── Given records

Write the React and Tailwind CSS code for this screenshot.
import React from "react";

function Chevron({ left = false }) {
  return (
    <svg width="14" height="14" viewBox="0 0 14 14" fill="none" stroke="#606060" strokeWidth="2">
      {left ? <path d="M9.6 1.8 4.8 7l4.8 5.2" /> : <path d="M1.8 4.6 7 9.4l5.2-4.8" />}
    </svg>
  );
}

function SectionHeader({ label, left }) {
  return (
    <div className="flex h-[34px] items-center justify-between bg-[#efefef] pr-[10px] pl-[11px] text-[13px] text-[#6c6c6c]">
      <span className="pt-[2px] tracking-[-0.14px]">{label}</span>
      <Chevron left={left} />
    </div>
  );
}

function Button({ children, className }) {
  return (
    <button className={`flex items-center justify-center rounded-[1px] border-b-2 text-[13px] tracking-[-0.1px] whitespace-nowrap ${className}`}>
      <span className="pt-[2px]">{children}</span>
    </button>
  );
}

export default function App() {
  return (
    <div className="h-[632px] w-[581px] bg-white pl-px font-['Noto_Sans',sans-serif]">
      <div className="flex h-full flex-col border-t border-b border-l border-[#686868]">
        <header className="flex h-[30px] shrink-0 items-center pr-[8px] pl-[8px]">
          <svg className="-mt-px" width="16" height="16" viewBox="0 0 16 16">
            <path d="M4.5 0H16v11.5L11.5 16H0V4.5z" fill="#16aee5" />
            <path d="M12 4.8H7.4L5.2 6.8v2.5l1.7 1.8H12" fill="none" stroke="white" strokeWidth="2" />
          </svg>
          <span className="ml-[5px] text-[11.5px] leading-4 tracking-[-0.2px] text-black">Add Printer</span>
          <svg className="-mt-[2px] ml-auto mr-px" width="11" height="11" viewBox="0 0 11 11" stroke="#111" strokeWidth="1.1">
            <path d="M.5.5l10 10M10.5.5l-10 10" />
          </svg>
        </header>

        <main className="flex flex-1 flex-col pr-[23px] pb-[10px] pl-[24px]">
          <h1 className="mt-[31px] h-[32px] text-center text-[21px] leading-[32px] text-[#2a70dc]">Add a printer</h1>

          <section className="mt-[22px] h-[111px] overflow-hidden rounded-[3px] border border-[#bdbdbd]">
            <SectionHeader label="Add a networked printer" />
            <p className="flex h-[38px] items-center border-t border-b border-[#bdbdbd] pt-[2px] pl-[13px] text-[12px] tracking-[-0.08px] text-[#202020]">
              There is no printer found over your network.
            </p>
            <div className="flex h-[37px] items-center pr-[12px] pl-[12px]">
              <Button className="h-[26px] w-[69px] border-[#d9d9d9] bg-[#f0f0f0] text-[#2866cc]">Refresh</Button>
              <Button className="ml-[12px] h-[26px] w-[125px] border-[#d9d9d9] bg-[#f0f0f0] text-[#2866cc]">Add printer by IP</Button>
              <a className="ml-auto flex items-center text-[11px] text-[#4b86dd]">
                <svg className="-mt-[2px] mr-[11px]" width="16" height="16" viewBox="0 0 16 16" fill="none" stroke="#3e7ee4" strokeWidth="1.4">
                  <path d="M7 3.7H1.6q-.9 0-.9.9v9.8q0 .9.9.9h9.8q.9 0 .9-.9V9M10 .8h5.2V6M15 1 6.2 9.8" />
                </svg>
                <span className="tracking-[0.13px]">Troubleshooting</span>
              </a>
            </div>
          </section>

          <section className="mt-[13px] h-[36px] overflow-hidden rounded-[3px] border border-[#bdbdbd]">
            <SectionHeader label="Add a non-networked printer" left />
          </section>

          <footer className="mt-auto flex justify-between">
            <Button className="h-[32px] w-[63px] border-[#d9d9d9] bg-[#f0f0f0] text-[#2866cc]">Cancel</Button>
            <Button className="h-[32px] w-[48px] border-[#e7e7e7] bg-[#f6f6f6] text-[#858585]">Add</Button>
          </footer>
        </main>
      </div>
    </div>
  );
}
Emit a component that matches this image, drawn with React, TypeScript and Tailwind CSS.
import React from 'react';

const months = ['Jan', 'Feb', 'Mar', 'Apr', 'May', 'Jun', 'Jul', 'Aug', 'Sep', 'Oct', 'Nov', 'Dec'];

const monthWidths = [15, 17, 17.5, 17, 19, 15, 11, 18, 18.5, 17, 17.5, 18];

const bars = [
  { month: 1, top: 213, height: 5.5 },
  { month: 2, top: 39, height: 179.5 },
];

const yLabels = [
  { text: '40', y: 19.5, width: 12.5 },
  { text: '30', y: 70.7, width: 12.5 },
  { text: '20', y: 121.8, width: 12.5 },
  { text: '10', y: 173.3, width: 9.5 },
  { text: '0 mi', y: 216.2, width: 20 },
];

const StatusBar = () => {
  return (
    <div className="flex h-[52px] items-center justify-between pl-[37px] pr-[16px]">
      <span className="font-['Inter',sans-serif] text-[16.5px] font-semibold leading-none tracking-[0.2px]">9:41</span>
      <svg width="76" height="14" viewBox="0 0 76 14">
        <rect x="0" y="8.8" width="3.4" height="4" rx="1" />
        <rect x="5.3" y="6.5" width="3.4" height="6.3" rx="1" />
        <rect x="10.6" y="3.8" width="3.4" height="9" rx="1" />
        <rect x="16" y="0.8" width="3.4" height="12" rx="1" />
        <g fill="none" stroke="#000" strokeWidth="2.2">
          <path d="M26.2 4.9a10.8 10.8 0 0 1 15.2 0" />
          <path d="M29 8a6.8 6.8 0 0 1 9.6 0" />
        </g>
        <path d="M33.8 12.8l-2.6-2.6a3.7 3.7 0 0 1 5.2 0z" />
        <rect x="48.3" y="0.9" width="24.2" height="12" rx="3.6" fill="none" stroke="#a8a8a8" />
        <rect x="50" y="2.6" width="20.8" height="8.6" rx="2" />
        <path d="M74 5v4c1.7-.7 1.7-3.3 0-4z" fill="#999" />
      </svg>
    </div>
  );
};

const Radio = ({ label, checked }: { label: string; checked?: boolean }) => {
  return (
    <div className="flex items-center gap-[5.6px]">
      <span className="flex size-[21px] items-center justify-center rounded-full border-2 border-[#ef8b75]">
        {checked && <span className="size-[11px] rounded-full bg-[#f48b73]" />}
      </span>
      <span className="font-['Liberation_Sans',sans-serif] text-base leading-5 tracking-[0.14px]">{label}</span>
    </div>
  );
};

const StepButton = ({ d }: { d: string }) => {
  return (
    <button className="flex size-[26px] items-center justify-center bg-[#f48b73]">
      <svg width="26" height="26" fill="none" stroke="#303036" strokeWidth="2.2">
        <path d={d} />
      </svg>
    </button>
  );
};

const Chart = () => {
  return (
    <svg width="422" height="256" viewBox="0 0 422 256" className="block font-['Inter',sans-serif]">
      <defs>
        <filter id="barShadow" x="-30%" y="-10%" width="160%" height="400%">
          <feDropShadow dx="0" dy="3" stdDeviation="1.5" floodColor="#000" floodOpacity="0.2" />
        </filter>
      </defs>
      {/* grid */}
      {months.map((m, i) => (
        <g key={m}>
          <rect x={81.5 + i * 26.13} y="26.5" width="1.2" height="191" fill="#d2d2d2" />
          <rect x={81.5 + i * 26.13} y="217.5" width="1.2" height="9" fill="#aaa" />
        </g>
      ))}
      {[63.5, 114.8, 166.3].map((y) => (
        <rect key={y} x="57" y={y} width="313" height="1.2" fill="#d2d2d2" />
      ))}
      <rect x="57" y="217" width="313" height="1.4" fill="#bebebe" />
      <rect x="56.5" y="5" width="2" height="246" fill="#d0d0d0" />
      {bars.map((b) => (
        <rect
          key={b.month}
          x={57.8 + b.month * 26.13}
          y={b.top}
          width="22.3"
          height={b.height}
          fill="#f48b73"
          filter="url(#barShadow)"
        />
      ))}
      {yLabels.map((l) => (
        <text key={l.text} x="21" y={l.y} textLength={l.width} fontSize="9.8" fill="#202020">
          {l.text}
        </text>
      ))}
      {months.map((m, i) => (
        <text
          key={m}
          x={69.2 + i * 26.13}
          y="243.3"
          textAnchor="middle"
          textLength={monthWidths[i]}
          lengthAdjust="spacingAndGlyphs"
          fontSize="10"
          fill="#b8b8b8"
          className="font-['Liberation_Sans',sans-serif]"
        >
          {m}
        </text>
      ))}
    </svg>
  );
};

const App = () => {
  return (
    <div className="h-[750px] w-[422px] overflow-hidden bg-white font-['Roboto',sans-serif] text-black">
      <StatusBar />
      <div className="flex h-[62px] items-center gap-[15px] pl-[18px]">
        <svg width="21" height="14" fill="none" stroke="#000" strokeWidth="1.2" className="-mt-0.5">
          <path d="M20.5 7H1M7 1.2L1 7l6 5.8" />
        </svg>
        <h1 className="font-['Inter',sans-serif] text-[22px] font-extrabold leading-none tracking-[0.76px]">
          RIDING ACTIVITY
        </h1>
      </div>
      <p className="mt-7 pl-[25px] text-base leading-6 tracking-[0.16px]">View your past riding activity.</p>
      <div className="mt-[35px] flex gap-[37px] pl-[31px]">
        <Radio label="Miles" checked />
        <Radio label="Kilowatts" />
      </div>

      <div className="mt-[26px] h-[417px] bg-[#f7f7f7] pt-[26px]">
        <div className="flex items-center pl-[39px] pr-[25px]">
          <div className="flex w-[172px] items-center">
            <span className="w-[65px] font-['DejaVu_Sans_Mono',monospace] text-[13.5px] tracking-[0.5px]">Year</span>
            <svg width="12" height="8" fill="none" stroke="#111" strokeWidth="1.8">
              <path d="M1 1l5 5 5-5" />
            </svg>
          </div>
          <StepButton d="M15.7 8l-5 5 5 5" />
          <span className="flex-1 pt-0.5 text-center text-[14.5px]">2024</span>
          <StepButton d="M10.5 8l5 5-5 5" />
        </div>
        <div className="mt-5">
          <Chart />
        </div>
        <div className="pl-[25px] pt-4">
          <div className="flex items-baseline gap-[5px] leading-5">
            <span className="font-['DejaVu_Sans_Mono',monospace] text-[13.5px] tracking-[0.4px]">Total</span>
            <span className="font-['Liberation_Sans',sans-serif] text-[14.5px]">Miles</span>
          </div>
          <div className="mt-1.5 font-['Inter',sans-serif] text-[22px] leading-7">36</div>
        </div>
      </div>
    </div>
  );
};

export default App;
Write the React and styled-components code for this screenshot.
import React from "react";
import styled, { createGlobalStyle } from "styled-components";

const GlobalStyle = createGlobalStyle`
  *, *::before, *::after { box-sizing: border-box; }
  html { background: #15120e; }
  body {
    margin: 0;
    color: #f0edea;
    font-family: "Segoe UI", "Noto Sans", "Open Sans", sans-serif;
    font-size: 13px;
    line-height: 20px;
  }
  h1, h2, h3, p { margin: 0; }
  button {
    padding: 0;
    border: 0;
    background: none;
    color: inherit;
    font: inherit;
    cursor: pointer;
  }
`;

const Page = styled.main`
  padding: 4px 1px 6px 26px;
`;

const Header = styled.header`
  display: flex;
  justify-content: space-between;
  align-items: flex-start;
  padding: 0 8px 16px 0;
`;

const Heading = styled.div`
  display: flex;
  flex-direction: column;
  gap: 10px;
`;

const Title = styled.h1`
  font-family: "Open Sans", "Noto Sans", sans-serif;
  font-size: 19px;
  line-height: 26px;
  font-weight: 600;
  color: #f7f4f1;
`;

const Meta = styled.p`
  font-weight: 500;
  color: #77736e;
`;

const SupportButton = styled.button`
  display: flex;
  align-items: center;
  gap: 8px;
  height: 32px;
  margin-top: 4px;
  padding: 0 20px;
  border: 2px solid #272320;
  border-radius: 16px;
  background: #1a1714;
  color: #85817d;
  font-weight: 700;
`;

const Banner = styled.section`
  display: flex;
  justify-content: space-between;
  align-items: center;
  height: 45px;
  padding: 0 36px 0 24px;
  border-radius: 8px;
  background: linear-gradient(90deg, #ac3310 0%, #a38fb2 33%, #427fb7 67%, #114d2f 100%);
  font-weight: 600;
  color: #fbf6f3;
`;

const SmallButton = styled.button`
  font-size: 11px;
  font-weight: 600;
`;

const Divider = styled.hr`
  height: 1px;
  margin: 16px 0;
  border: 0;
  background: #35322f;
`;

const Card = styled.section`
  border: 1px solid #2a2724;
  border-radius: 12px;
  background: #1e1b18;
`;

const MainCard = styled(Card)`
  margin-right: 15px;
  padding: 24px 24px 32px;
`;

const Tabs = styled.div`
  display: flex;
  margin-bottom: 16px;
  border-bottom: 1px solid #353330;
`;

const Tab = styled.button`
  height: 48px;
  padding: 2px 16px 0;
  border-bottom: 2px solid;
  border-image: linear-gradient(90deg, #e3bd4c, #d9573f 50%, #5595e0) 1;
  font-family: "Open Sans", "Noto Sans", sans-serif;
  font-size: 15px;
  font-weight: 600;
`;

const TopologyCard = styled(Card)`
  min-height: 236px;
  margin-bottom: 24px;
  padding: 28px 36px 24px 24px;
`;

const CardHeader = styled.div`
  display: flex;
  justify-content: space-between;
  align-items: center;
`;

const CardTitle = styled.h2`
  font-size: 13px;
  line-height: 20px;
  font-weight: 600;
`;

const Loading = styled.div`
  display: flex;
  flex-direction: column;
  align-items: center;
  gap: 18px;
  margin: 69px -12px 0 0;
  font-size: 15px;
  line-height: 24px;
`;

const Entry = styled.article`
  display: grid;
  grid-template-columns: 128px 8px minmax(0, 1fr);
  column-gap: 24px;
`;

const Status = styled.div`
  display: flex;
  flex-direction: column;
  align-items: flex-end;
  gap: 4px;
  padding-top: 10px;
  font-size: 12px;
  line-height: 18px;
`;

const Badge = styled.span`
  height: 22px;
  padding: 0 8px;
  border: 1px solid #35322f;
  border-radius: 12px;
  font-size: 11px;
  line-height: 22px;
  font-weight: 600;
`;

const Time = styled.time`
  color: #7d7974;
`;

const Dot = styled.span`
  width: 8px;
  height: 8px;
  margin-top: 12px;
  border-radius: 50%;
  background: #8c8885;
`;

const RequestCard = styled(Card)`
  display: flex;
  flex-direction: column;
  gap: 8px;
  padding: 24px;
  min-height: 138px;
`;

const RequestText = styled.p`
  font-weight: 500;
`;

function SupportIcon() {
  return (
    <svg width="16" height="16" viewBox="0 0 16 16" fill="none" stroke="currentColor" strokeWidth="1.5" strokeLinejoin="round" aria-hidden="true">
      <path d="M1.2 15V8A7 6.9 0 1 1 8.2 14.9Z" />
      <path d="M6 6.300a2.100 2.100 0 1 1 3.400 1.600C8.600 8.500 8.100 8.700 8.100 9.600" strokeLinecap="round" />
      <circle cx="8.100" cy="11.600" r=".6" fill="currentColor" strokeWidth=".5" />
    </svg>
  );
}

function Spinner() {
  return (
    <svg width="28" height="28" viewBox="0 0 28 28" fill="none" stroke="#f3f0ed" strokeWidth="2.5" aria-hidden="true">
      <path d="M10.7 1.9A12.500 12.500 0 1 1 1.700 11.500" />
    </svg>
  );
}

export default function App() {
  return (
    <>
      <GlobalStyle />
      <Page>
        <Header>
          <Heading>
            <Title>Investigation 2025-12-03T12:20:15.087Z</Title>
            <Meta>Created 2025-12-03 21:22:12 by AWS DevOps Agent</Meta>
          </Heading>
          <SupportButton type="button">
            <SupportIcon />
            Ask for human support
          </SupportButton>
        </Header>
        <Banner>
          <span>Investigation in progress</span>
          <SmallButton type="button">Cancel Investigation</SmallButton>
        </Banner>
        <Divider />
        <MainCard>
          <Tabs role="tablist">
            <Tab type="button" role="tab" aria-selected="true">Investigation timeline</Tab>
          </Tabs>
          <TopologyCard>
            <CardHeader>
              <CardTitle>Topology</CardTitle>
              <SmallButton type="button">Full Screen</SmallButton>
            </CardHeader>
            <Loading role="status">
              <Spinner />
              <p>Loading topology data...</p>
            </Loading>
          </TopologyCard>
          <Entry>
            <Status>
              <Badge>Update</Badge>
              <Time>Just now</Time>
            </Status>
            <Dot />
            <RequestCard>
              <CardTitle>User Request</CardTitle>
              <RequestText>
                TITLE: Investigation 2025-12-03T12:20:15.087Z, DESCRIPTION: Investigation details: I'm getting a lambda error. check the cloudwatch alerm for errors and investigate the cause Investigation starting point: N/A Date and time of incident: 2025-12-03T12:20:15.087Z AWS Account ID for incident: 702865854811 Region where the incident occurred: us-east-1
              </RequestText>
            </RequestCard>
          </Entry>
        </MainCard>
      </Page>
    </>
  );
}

────

## Job
Write out the records exactly, starting at the first line and stopping after the line that contains "h-[32px] text-center text-[21px]".

## Problem solution
Write the React and Tailwind CSS code for this screenshot.
import React from "react";

function Chevron({ left = false }) {
  return (
    <svg width="14" height="14" viewBox="0 0 14 14" fill="none" stroke="#606060" strokeWidth="2">
      {left ? <path d="M9.6 1.8 4.8 7l4.8 5.2" /> : <path d="M1.8 4.6 7 9.4l5.2-4.8" />}
    </svg>
  );
}

function SectionHeader({ label, left }) {
  return (
    <div className="flex h-[34px] items-center justify-between bg-[#efefef] pr-[10px] pl-[11px] text-[13px] text-[#6c6c6c]">
      <span className="pt-[2px] tracking-[-0.14px]">{label}</span>
      <Chevron left={left} />
    </div>
  );
}

function Button({ children, className }) {
  return (
    <button className={`flex items-center justify-center rounded-[1px] border-b-2 text-[13px] tracking-[-0.1px] whitespace-nowrap ${className}`}>
      <span className="pt-[2px]">{children}</span>
    </button>
  );
}

export default function App() {
  return (
    <div className="h-[632px] w-[581px] bg-white pl-px font-['Noto_Sans',sans-serif]">
      <div className="flex h-full flex-col border-t border-b border-l border-[#686868]">
        <header className="flex h-[30px] shrink-0 items-center pr-[8px] pl-[8px]">
          <svg className="-mt-px" width="16" height="16" viewBox="0 0 16 16">
            <path d="M4.5 0H16v11.5L11.5 16H0V4.5z" fill="#16aee5" />
            <path d="M12 4.8H7.4L5.2 6.8v2.5l1.7 1.8H12" fill="none" stroke="white" strokeWidth="2" />
          </svg>
          <span className="ml-[5px] text-[11.5px] leading-4 tracking-[-0.2px] text-black">Add Printer</span>
          <svg className="-mt-[2px] ml-auto mr-px" width="11" height="11" viewBox="0 0 11 11" stroke="#111" strokeWidth="1.1">
            <path d="M.5.5l10 10M10.5.5l-10 10" />
          </svg>
        </header>

        <main className="flex flex-1 flex-col pr-[23px] pb-[10px] pl-[24px]">
          <h1 className="mt-[31px] h-[32px] text-center text-[21px] leading-[32px] text-[#2a70dc]">Add a printer</h1>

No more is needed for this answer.